### [Prompt]
Copy the data exactly; pictures stay out of the copy.

### [Source data]
-- start --

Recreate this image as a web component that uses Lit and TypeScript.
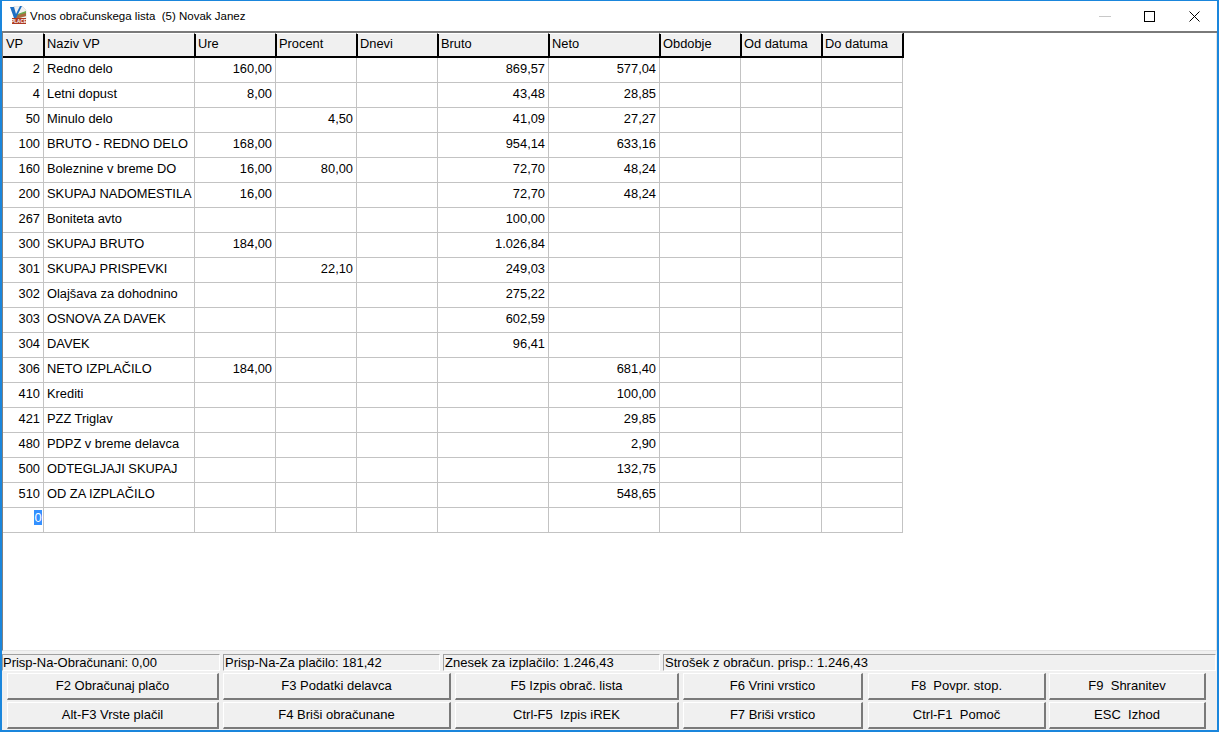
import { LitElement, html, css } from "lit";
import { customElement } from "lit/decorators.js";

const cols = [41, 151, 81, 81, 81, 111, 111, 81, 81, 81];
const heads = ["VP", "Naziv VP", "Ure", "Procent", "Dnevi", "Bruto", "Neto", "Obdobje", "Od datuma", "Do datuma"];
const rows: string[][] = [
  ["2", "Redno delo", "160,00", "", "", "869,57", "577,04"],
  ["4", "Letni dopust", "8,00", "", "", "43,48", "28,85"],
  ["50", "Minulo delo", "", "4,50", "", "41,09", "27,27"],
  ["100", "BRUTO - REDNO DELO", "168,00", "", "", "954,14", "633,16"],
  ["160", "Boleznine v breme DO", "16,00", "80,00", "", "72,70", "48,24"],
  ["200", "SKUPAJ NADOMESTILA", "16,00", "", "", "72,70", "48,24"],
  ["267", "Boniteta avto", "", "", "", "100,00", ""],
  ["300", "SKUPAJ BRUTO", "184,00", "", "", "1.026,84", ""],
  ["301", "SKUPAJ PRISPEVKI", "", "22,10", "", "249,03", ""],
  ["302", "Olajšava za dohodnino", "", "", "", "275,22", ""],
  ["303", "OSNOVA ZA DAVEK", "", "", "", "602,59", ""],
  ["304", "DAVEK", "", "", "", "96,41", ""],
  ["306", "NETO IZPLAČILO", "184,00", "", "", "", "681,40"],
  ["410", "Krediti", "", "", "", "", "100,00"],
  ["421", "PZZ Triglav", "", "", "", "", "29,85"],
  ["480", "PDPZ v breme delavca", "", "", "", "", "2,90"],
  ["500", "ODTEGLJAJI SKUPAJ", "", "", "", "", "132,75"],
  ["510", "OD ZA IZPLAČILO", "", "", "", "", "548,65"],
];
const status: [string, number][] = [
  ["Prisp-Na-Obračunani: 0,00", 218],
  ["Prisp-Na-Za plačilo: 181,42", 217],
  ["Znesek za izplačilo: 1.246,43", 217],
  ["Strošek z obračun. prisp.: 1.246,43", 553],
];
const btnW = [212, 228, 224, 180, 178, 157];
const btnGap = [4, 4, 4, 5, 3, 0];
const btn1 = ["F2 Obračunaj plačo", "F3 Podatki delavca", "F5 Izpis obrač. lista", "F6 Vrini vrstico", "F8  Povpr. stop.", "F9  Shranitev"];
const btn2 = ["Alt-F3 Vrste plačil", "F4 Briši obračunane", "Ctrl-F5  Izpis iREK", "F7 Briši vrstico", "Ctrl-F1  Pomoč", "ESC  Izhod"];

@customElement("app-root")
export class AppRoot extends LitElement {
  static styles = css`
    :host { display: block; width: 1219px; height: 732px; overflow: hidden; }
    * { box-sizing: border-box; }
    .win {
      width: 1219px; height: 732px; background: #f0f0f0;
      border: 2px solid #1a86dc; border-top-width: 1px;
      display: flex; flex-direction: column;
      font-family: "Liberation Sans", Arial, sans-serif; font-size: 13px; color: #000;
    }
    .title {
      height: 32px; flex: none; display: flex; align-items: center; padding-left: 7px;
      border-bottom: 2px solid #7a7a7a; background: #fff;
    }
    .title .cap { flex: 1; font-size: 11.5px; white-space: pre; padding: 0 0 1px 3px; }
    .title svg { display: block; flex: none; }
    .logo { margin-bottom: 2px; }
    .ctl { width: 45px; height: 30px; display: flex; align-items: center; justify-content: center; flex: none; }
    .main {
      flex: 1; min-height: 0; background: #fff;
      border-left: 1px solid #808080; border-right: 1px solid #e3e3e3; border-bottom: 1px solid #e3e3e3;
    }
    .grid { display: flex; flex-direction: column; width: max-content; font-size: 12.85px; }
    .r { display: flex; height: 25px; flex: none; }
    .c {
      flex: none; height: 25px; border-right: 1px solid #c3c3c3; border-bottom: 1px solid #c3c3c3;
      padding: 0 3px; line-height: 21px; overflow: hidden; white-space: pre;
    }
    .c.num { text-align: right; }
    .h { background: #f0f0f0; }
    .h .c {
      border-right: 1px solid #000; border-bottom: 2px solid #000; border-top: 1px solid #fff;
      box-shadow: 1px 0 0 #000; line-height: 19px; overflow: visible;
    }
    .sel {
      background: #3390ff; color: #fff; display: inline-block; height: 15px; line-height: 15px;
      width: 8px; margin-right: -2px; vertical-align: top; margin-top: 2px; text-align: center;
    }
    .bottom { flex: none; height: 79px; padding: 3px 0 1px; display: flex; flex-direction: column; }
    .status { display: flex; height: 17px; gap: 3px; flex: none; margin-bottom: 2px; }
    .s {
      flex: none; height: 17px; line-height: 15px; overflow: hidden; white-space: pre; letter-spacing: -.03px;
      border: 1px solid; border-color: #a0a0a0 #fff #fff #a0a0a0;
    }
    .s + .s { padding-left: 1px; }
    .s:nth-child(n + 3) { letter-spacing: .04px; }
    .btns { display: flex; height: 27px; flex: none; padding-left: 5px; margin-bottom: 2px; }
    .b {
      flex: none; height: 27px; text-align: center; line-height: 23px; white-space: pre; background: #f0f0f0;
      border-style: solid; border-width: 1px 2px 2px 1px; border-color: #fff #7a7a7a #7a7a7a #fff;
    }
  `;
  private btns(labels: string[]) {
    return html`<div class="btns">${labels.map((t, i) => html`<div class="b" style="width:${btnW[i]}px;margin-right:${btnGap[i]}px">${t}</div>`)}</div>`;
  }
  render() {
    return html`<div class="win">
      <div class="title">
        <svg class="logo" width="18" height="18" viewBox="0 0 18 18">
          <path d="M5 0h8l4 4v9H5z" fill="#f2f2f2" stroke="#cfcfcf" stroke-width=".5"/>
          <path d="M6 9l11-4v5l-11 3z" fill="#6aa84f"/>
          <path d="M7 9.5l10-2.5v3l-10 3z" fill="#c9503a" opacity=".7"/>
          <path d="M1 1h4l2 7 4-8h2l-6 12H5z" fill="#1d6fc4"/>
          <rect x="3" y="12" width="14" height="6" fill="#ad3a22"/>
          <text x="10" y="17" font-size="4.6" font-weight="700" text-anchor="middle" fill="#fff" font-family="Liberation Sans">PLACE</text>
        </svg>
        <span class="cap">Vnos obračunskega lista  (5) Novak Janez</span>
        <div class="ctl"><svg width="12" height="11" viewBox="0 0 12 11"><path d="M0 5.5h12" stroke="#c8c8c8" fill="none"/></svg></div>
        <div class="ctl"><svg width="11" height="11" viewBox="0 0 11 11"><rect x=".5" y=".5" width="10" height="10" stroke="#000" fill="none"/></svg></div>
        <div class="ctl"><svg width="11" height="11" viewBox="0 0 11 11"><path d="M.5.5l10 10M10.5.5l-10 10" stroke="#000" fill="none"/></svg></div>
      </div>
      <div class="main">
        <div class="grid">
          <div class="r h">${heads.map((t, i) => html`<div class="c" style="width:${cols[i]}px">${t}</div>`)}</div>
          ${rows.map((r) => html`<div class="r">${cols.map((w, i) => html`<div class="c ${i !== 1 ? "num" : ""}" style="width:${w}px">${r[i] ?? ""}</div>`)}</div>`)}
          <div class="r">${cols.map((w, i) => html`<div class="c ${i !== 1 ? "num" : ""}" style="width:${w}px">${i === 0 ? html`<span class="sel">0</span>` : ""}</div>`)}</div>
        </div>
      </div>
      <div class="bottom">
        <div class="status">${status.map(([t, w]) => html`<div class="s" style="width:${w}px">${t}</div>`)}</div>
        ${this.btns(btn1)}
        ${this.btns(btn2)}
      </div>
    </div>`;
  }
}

-- end --

### [Result below]
Recreate this image as a web component that uses Lit and TypeScript.
import { LitElement, html, css } from "lit";
import { customElement } from "lit/decorators.js";

const cols = [41, 151, 81, 81, 81, 111, 111, 81, 81, 81];
const heads = ["VP", "Naziv VP", "Ure", "Procent", "Dnevi", "Bruto", "Neto", "Obdobje", "Od datuma", "Do datuma"];
const rows: string[][] = [
  ["2", "Redno delo", "160,00", "", "", "869,57", "577,04"],
  ["4", "Letni dopust", "8,00", "", "", "43,48", "28,85"],
  ["50", "Minulo delo", "", "4,50", "", "41,09", "27,27"],
  ["100", "BRUTO - REDNO DELO", "168,00", "", "", "954,14", "633,16"],
  ["160", "Boleznine v breme DO", "16,00", "80,00", "", "72,70", "48,24"],
  ["200", "SKUPAJ NADOMESTILA", "16,00", "", "", "72,70", "48,24"],
  ["267", "Boniteta avto", "", "", "", "100,00", ""],
  ["300", "SKUPAJ BRUTO", "184,00", "", "", "1.026,84", ""],
  ["301", "SKUPAJ PRISPEVKI", "", "22,10", "", "249,03", ""],
  ["302", "Olajšava za dohodnino", "", "", "", "275,22", ""],
  ["303", "OSNOVA ZA DAVEK", "", "", "", "602,59", ""],
  ["304", "DAVEK", "", "", "", "96,41", ""],
  ["306", "NETO IZPLAČILO", "184,00", "", "", "", "681,40"],
  ["410", "Krediti", "", "", "", "", "100,00"],
  ["421", "PZZ Triglav", "", "", "", "", "29,85"],
  ["480", "PDPZ v breme delavca", "", "", "", "", "2,90"],
  ["500", "ODTEGLJAJI SKUPAJ", "", "", "", "", "132,75"],
  ["510", "OD ZA IZPLAČILO", "", "", "", "", "548,65"],
];
const status: [string, number][] = [
  ["Prisp-Na-Obračunani: 0,00", 218],
  ["Prisp-Na-Za plačilo: 181,42", 217],
  ["Znesek za izplačilo: 1.246,43", 217],
  ["Strošek z obračun. prisp.: 1.246,43", 553],
];
const btnW = [212, 228, 224, 180, 178, 157];
const btnGap = [4, 4, 4, 5, 3, 0];
const btn1 = ["F2 Obračunaj plačo", "F3 Podatki delavca", "F5 Izpis obrač. lista", "F6 Vrini vrstico", "F8  Povpr. stop.", "F9  Shranitev"];
const btn2 = ["Alt-F3 Vrste plačil", "F4 Briši obračunane", "Ctrl-F5  Izpis iREK", "F7 Briši vrstico", "Ctrl-F1  Pomoč", "ESC  Izhod"];

@customElement("app-root")
export class AppRoot extends LitElement {
  static styles = css`
    :host { display: block; width: 1219px; height: 732px; overflow: hidden; }
    * { box-sizing: border-box; }
    .win {
      width: 1219px; height: 732px; background: #f0f0f0;
      border: 2px solid #1a86dc; border-top-width: 1px;
      display: flex; flex-direction: column;
      font-family: "Liberation Sans", Arial, sans-serif; font-size: 13px; color: #000;
    }
    .title {
      height: 32px; flex: none; display: flex; align-items: center; padding-left: 7px;
      border-bottom: 2px solid #7a7a7a; background: #fff;
    }
    .title .cap { flex: 1; font-size: 11.5px; white-space: pre; padding: 0 0 1px 3px; }
    .title svg { display: block; flex: none; }
    .logo { margin-bottom: 2px; }
    .ctl { width: 45px; height: 30px; display: flex; align-items: center; justify-content: center; flex: none; }
    .main {
      flex: 1; min-height: 0; background: #fff;
      border-left: 1px solid #808080; border-right: 1px solid #e3e3e3; border-bottom: 1px solid #e3e3e3;
    }
    .grid { display: flex; flex-direction: column; width: max-content; font-size: 12.85px; }
    .r { display: flex; height: 25px; flex: none; }
    .c {
      flex: none; height: 25px; border-right: 1px solid #c3c3c3; border-bottom: 1px solid #c3c3c3;
      padding: 0 3px; line-height: 21px; overflow: hidden; white-space: pre;
    }
    .c.num { text-align: right; }
    .h { background: #f0f0f0; }
    .h .c {
      border-right: 1px solid #000; border-bottom: 2px solid #000; border-top: 1px solid #fff;
      box-shadow: 1px 0 0 #000; line-height: 19px; overflow: visible;
    }
    .sel {
      background: #3390ff; color: #fff; display: inline-block; height: 15px; line-height: 15px;
      width: 8px; margin-right: -2px; vertical-align: top; margin-top: 2px; text-align: center;
    }
    .bottom { flex: none; height: 79px; padding: 3px 0 1px; display: flex; flex-direction: column; }
    .status { display: flex; height: 17px; gap: 3px; flex: none; margin-bottom: 2px; }
    .s {
      flex: none; height: 17px; line-height: 15px; overflow: hidden; white-space: pre; letter-spacing: -.03px;
      border: 1px solid; border-color: #a0a0a0 #fff #fff #a0a0a0;
    }
    .s + .s { padding-left: 1px; }
    .s:nth-child(n + 3) { letter-spacing: .04px; }
    .btns { display: flex; height: 27px; flex: none; padding-left: 5px; margin-bottom: 2px; }
    .b {
      flex: none; height: 27px; text-align: center; line-height: 23px; white-space: pre; background: #f0f0f0;
      border-style: solid; border-width: 1px 2px 2px 1px; border-color: #fff #7a7a7a #7a7a7a #fff;
    }
  `;
  private btns(labels: string[]) {
    return html`<div class="btns">${labels.map((t, i) => html`<div class="b" style="width:${btnW[i]}px;margin-right:${btnGap[i]}px">${t}</div>`)}</div>`;
  }
  render() {
    return html`<div class="win">
      <div class="title">
        <svg class="logo" width="18" height="18" viewBox="0 0 18 18">
          <path d="M5 0h8l4 4v9H5z" fill="#f2f2f2" stroke="#cfcfcf" stroke-width=".5"/>
          <path d="M6 9l11-4v5l-11 3z" fill="#6aa84f"/>
          <path d="M7 9.5l10-2.5v3l-10 3z" fill="#c9503a" opacity=".7"/>
          <path d="M1 1h4l2 7 4-8h2l-6 12H5z" fill="#1d6fc4"/>
          <rect x="3" y="12" width="14" height="6" fill="#ad3a22"/>
          <text x="10" y="17" font-size="4.6" font-weight="700" text-anchor="middle" fill="#fff" font-family="Liberation Sans">PLACE</text>
        </svg>
        <span class="cap">Vnos obračunskega lista  (5) Novak Janez</span>
        <div class="ctl"><svg width="12" height="11" viewBox="0 0 12 11"><path d="M0 5.5h12" stroke="#c8c8c8" fill="none"/></svg></div>
        <div class="ctl"><svg width="11" height="11" viewBox="0 0 11 11"><rect x=".5" y=".5" width="10" height="10" stroke="#000" fill="none"/></svg></div>
        <div class="ctl"><svg width="11" height="11" viewBox="0 0 11 11"><path d="M.5.5l10 10M10.5.5l-10 10" stroke="#000" fill="none"/></svg></div>
      </div>
      <div class="main">
        <div class="grid">
          <div class="r h">${heads.map((t, i) => html`<div class="c" style="width:${cols[i]}px">${t}</div>`)}</div>
          ${rows.map((r) => html`<div class="r">${cols.map((w, i) => html`<div class="c ${i !== 1 ? "num" : ""}" style="width:${w}px">${r[i] ?? ""}</div>`)}</div>`)}
          <div class="r">${cols.map((w, i) => html`<div class="c ${i !== 1 ? "num" : ""}" style="width:${w}px">${i === 0 ? html`<span class="sel">0</span>` : ""}</div>`)}</div>
        </div>
      </div>
      <div class="bottom">
        <div class="status">${status.map(([t, w]) => html`<div class="s" style="width:${w}px">${t}</div>`)}</div>
        ${this.btns(btn1)}
        ${this.btns(btn2)}
      </div>
    </div>`;
  }
}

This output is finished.